In this novel, however, the Line also becomes a metaphor for the bloody settling of the frontier and all its attendant violence: the massacre of Indians, the buying and selling of slaves, the domestication of a wilderness of possibilities and its transformation into a numbing landscape of "Inns and Shops, Stables, Games of Skill, Theatrickals, Pleasure-Gardens ... a Promenade -- nay, Mall" -- in short, the sort of nightmarish modern America, menacing and malignant in its ordinariness and moral sloth, that appears in Pynchon's other novels.


Perhaps because "Mason & Dixon" is loosely based on historical figures, Pynchon's penchant for willful allegorizing is less noticeable in this volume, and his central characters possess an emotional amplitude missing in his earlier books. In the course of the novel Dixon, and Mason especially, become fully fleshed-out people, their feelings, hopes and yearnings made as palpably real as their outrageously comic high jinks. Certainly "Mason & Dixon" could have used some judicious editing; as it stands, its enormous bulk will prove daunting to many readers. Still, its flaws are exuberant flaws of excess, and the reader who perseveres will be amply rewarded. In fact, as the novel rumbles along, it gathers a cumulative momentum, its density and garrulity impressing upon the reader a sense of the arduousness of Mason and Dixon's journey and the long, aching curve of their lives.

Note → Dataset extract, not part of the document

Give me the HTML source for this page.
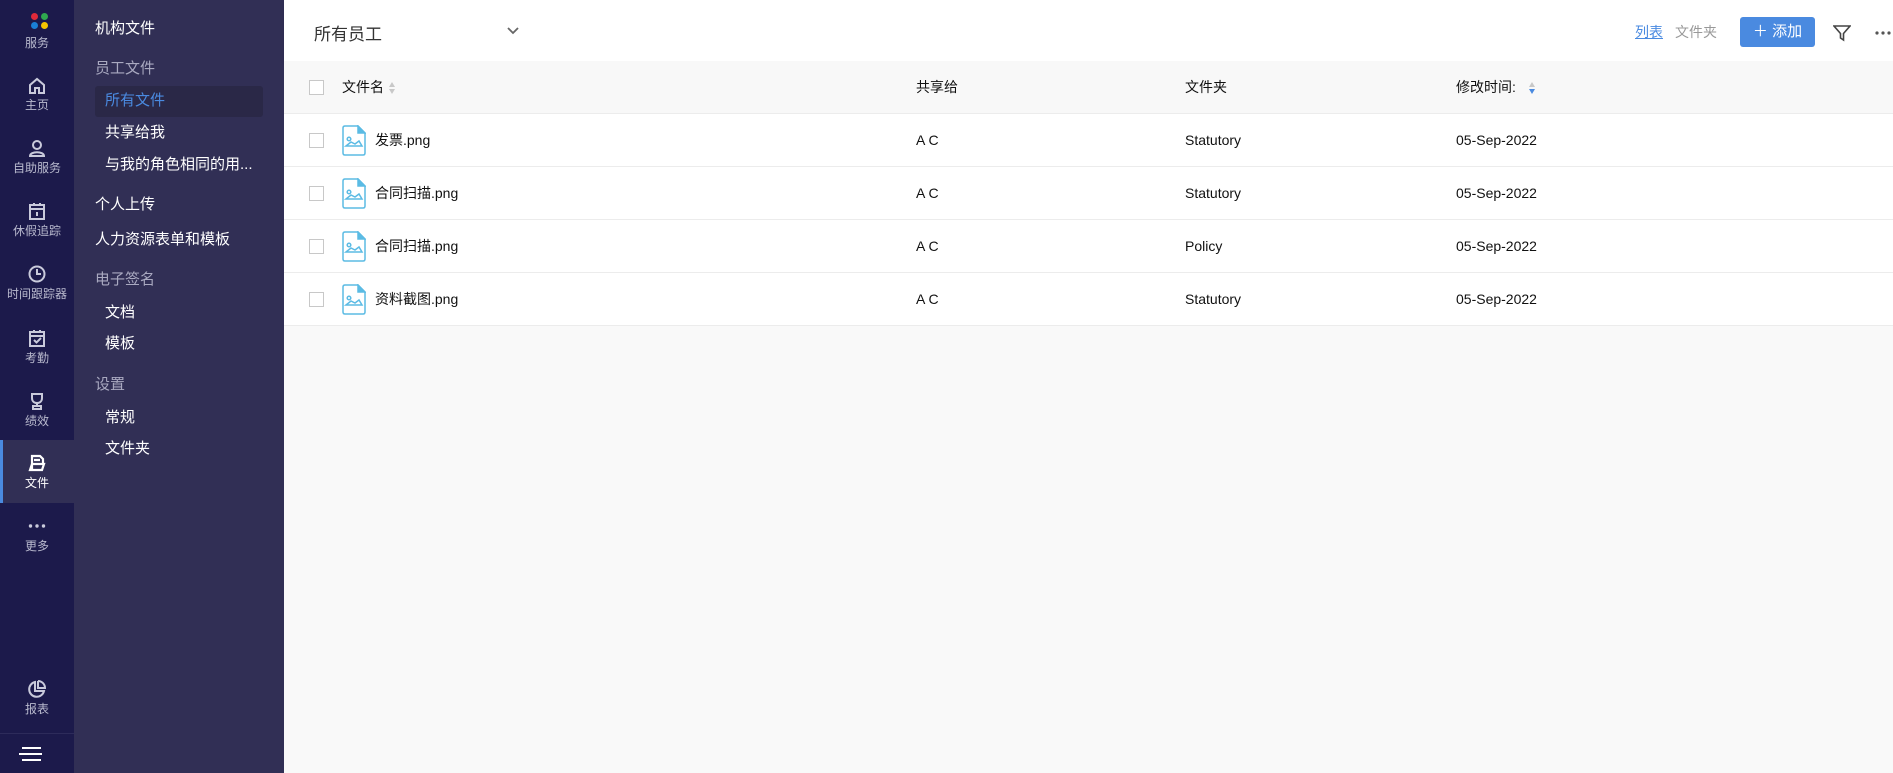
<!DOCTYPE html>
<html><head><meta charset="utf-8"><style>
*{margin:0;padding:0;box-sizing:border-box}
body{width:1893px;height:773px;overflow:hidden;background:#f9f9f9;font-family:"Liberation Sans","Noto Sans CJK SC",sans-serif;position:relative}
.rail{position:absolute;left:0;top:0;width:74px;height:773px;background:#1c1a4b}
.sub{position:absolute;left:74px;top:0;width:210px;height:773px;background:#312f55}
.ri{position:absolute;left:0;width:74px;text-align:center;color:#b9bace;font-size:12px}
.ri svg{position:absolute;left:27px}
.ri span{position:absolute;left:0;width:74px;text-align:center}
.s{position:absolute;font-size:15px;color:#fff;white-space:nowrap;line-height:20px}
.s.h{color:#a9a9c0}
.main{position:absolute;left:284px;top:0;right:0;height:773px}
.top{position:absolute;left:0;top:0;right:0;height:61px;background:#fff;box-shadow:0 1px 4px rgba(0,0,0,.1)}
.row{position:absolute;left:0;right:0;height:53px;background:#fff;border-bottom:1px solid #ececec;font-size:14px;color:#111}
.row.hd{background:#f8f8f8}
.c{position:absolute;top:50%;transform:translateY(-50%);white-space:nowrap}
.cb{position:absolute;left:25px;top:19px;width:15px;height:15px;border:1.5px solid #c8c8c8;background:#fff}
.srt{display:inline-block;vertical-align:middle;margin-left:4px}
</style></head><body>
<div class="rail">
  <div style="position:absolute;left:31px;top:13px;width:7px;height:7px;border-radius:50%;background:#e02a3a"></div>
  <div style="position:absolute;left:41px;top:13px;width:7px;height:7px;border-radius:50%;background:#2fa84f"></div>
  <div style="position:absolute;left:31px;top:22px;width:7px;height:7px;border-radius:50%;background:#1a7fd6"></div>
  <div style="position:absolute;left:41px;top:22px;width:7px;height:7px;border-radius:50%;background:#f5c400"></div>
  <div class="ri" style="top:34px"><span>服务</span></div>

  <div class="ri" style="top:76px"><svg width="20" height="20" viewBox="0 0 20 20" fill="none" stroke="#c9cadb" stroke-width="2"><path d="M3 9 L10 3 L17 9 V17 H12 V12 H8 V17 H3 Z"/></svg><span style="top:20px">主页</span></div>
  <div class="ri" style="top:138px"><svg width="20" height="20" viewBox="0 0 20 20" fill="none" stroke="#c9cadb" stroke-width="2"><circle cx="10" cy="7" r="4"/><path d="M3 18 C3 13 17 13 17 18 Z"/></svg><span style="top:21px">自助服务</span></div>
  <div class="ri" style="top:201px"><svg width="20" height="20" viewBox="0 0 20 20" fill="none" stroke="#c9cadb" stroke-width="2"><rect x="3" y="4" width="14" height="14"/><path d="M3 8H17M7 2V5M13 2V5M10 11V15"/></svg><span style="top:21px">休假追踪</span></div>
  <div class="ri" style="top:264px"><svg width="20" height="20" viewBox="0 0 20 20" fill="none" stroke="#c9cadb" stroke-width="2"><circle cx="10" cy="10" r="7.5"/><path d="M10 5V10H14"/></svg><span style="top:21px">时间跟踪器</span></div>
  <div class="ri" style="top:328px"><svg width="20" height="20" viewBox="0 0 20 20" fill="none" stroke="#c9cadb" stroke-width="2"><rect x="3" y="4" width="14" height="14"/><path d="M3 8H17M7 2V5M13 2V5M7 12L9.5 14.5L14 10"/></svg><span style="top:21px">考勤</span></div>
  <div class="ri" style="top:391px"><svg width="20" height="20" viewBox="0 0 20 20" fill="none" stroke="#c9cadb" stroke-width="2"><path d="M5 3H15V7C15 10 13 12 10 12C7 12 5 10 5 7Z M10 12V15 M6 18H14V15H6Z"/></svg><span style="top:21px">绩效</span></div>
  <div style="position:absolute;left:0;top:440px;width:74px;height:63px;background:#312f55;border-left:3px solid #4a8ae0"></div>
  <div class="ri" style="top:453px;color:#fff"><svg width="20" height="20" viewBox="0 0 20 20" fill="none" stroke="#fff" stroke-width="2.2"><path d="M5 17V3H13L16 6V10M3 17H15L17 11H5Z M7 7H13"/></svg><span style="top:21px">文件</span></div>
  <div class="ri" style="top:516px"><svg width="20" height="20" viewBox="0 0 20 20" fill="#c9cadb"><circle cx="3.5" cy="10" r="1.7"/><circle cx="10" cy="10" r="1.7"/><circle cx="16.5" cy="10" r="1.7"/></svg><span style="top:21px">更多</span></div>
  <div class="ri" style="top:679px"><svg width="20" height="20" viewBox="0 0 20 20" fill="none" stroke="#c9cadb" stroke-width="2"><path d="M8 3A7.5 7.5 0 1 0 17 12H8Z M11 2V9H18A7 7 0 0 0 11 2"/></svg><span style="top:21px">报表</span></div>
  <div style="position:absolute;left:0;top:733px;width:74px;height:1px;background:#2d2b5a"></div>
  <div style="position:absolute;left:22px;top:747px;width:19px;height:2px;background:#fff"></div>
  <div style="position:absolute;left:19px;top:753px;width:23px;height:2px;background:#fff"></div>
  <div style="position:absolute;left:22px;top:759px;width:19px;height:2px;background:#fff"></div>
</div>
<div class="sub">
  <div style="position:absolute;left:21px;top:86px;width:168px;height:31px;background:#2a2847;border-radius:3px"></div>
  <div class="s" style="left:21px;top:19px">机构文件</div>
  <div class="s h" style="left:21px;top:59px">员工文件</div>
  <div class="s" style="left:31px;top:91px;color:#4a8ae0">所有文件</div>
  <div class="s" style="left:31px;top:123px">共享给我</div>
  <div class="s" style="left:31px;top:155px">与我的角色相同的用...</div>
  <div class="s" style="left:21px;top:195px">个人上传</div>
  <div class="s" style="left:21px;top:230px">人力资源表单和模板</div>
  <div class="s h" style="left:21px;top:270px">电子签名</div>
  <div class="s" style="left:31px;top:303px">文档</div>
  <div class="s" style="left:31px;top:334px">模板</div>
  <div class="s h" style="left:21px;top:375px">设置</div>
  <div class="s" style="left:31px;top:408px">常规</div>
  <div class="s" style="left:31px;top:439px">文件夹</div>
</div>
<div class="main">
  <div class="top">
    <div style="position:absolute;left:30px;top:20px;font-size:17px;color:#333">所有员工</div>
    <svg style="position:absolute;left:223px;top:27px" width="12" height="8" viewBox="0 0 12 8" fill="none" stroke="#666" stroke-width="1.8"><path d="M1 1L6 6L11 1"/></svg>
    <div style="position:absolute;left:1351px;top:22px;font-size:14px;color:#4a8ae0;text-decoration:underline">列表</div>
    <div style="position:absolute;left:1391px;top:22px;font-size:14px;color:#999">文件夹</div>
    <div style="position:absolute;left:1456px;top:17px;width:75px;height:30px;background:#4a8ae0;border-radius:3px;color:#fff;font-size:15px;line-height:30px;text-align:center">＋ 添加</div>
    <svg style="position:absolute;left:1549px;top:24px" width="18" height="18" viewBox="0 0 18 18" fill="none" stroke="#444" stroke-width="1.6"><path d="M1 2H17L10.5 9.5V16L7.5 14V9.5Z"/></svg>
    <svg style="position:absolute;left:1591px;top:31px" width="18" height="4" viewBox="0 0 18 4" fill="#555"><circle cx="2" cy="2" r="1.6"/><circle cx="8" cy="2" r="1.6"/><circle cx="14" cy="2" r="1.6"/></svg>
  </div>
  <div class="row hd" style="top:61px;height:53px">
    <div class="cb"></div>
    <div class="c" style="left:58px">文件名<svg class="srt" width="8" height="14" viewBox="0 0 8 14"><path d="M4 1L7 6H1Z" fill="#c8c8c8"/><path d="M4 13L7 8H1Z" fill="#c8c8c8"/></svg></div>
    <div class="c" style="left:632px">共享给</div>
    <div class="c" style="left:901px">文件夹</div>
    <div class="c" style="left:1172px">修改时间:<svg class="srt" style="margin-left:12px" width="8" height="14" viewBox="0 0 8 14"><path d="M4 1L7 6H1Z" fill="#c8c8c8"/><path d="M4 13L7 8H1Z" fill="#4a8ae0"/></svg></div>
  </div>
  <div class="row" style="top:114px">
    <div class="cb"></div>
    <svg style="position:absolute;left:58px;top:11px" width="24" height="31" viewBox="0 0 24 31" fill="none" stroke="#5bbbe4" stroke-width="1.5"><path d="M3 1H16L23 8V28Q23 30 21 30H3Q1 30 1 28V3Q1 1 3 1Z"/><path d="M16 1V8H23Z" fill="#5bbbe4"/><circle cx="7" cy="14" r="1.8"/><path d="M4 21L9 17L13 19L17 16L20 21Z"/></svg>
    <div class="c" style="left:91px">发票.png</div>
    <div class="c" style="left:632px">A C</div><div class="c" style="left:901px">Statutory</div><div class="c" style="left:1172px">05-Sep-2022</div>
  </div>
  <div class="row" style="top:167px">
    <div class="cb"></div>
    <svg style="position:absolute;left:58px;top:11px" width="24" height="31" viewBox="0 0 24 31" fill="none" stroke="#5bbbe4" stroke-width="1.5"><path d="M3 1H16L23 8V28Q23 30 21 30H3Q1 30 1 28V3Q1 1 3 1Z"/><path d="M16 1V8H23Z" fill="#5bbbe4"/><circle cx="7" cy="14" r="1.8"/><path d="M4 21L9 17L13 19L17 16L20 21Z"/></svg>
    <div class="c" style="left:91px">合同扫描.png</div>
    <div class="c" style="left:632px">A C</div><div class="c" style="left:901px">Statutory</div><div class="c" style="left:1172px">05-Sep-2022</div>
  </div>
  <div class="row" style="top:220px">
    <div class="cb"></div>
    <svg style="position:absolute;left:58px;top:11px" width="24" height="31" viewBox="0 0 24 31" fill="none" stroke="#5bbbe4" stroke-width="1.5"><path d="M3 1H16L23 8V28Q23 30 21 30H3Q1 30 1 28V3Q1 1 3 1Z"/><path d="M16 1V8H23Z" fill="#5bbbe4"/><circle cx="7" cy="14" r="1.8"/><path d="M4 21L9 17L13 19L17 16L20 21Z"/></svg>
    <div class="c" style="left:91px">合同扫描.png</div>
    <div class="c" style="left:632px">A C</div><div class="c" style="left:901px">Policy</div><div class="c" style="left:1172px">05-Sep-2022</div>
  </div>
  <div class="row" style="top:273px">
    <div class="cb"></div>
    <svg style="position:absolute;left:58px;top:11px" width="24" height="31" viewBox="0 0 24 31" fill="none" stroke="#5bbbe4" stroke-width="1.5"><path d="M3 1H16L23 8V28Q23 30 21 30H3Q1 30 1 28V3Q1 1 3 1Z"/><path d="M16 1V8H23Z" fill="#5bbbe4"/><circle cx="7" cy="14" r="1.8"/><path d="M4 21L9 17L13 19L17 16L20 21Z"/></svg>
    <div class="c" style="left:91px">资料截图.png</div>
    <div class="c" style="left:632px">A C</div><div class="c" style="left:901px">Statutory</div><div class="c" style="left:1172px">05-Sep-2022</div>
  </div>
</div>
</body></html>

"Mason & Dixon" is not simply the story of these two men's intertwined lives and their personal search for knowledge, it is also a hugely ambitious epic about America and the Age of Reason and the origins of modernity. The book testifies to Pynchon's remarkable powers of invention and his ability as a storyteller, a storyteller who this time demonstrates that he can write a novel that is as moving as it is cerebral, and as poignant as it is daring.





"Mason & Dixon" by Thomas Pynchon. Henry Holt & Company. 773 pages, $27.50.